Contested Terrains: Family, Intimacy, and War Memories—is a multi-genre analysis of Vietnamese refugee families and the memory of the Vietnam War. Sociological analyses of the second-generation typically center family dynamics as either the predictor of social outcomes of adaptation or the source of conflict within the family. I engage family as a mode of inquiry, rather than a unit of analysis, to explore alternative experiences, discourses, and artistic renderings that move beyond state-sponsored social science narratives about assimilation and intergenerational conflict. I challenge the ways these discourses naturalize these problems within the family, and examine these dynamics as expressive of larger structures of racism and the legacies of war. Turning to Vietnamese American second-generation literature, poetry and art as sites of alternative knowledge about family and war, I challenge the social scientific construction of the family as the site of successful assimilation, and instead theorize the refugee family as the site of critical inquiry and knowledge about the Vietnam War.

Engaging cultural studies and literary methodologies in my close readings, I critically historicize the Vietnamese family as productions of a particular historical moment at the nexus of the Cold War—US intervention, and the mobilization of civil rights, I call attention to the racialized meanings embedded in the figure and the ideological functions that refugees and the war have been called upon to serve.

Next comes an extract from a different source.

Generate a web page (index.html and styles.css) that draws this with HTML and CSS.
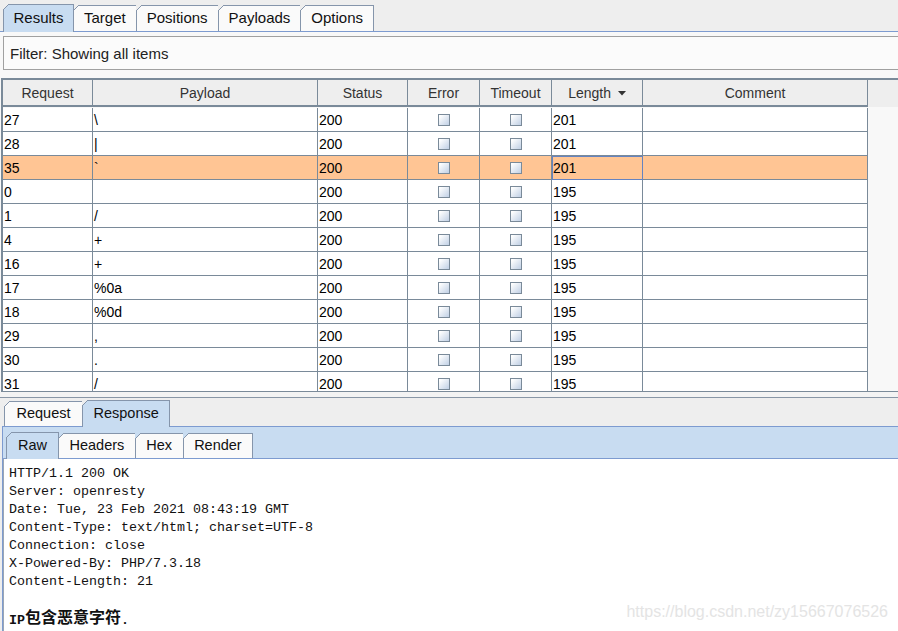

My dissertation’s contributions to ethnic studies has been to examine both the family and Vietnamese refugees within the larger historical and racial contexts from which they emerged, and trace the ideological function of the continued assertion of refugee success. This dissertation also brings together the social science literature on refugee adaptation, feminist and queer critiques of heteronormative family formation, and ethnic studies scholarship on critical refugee studies.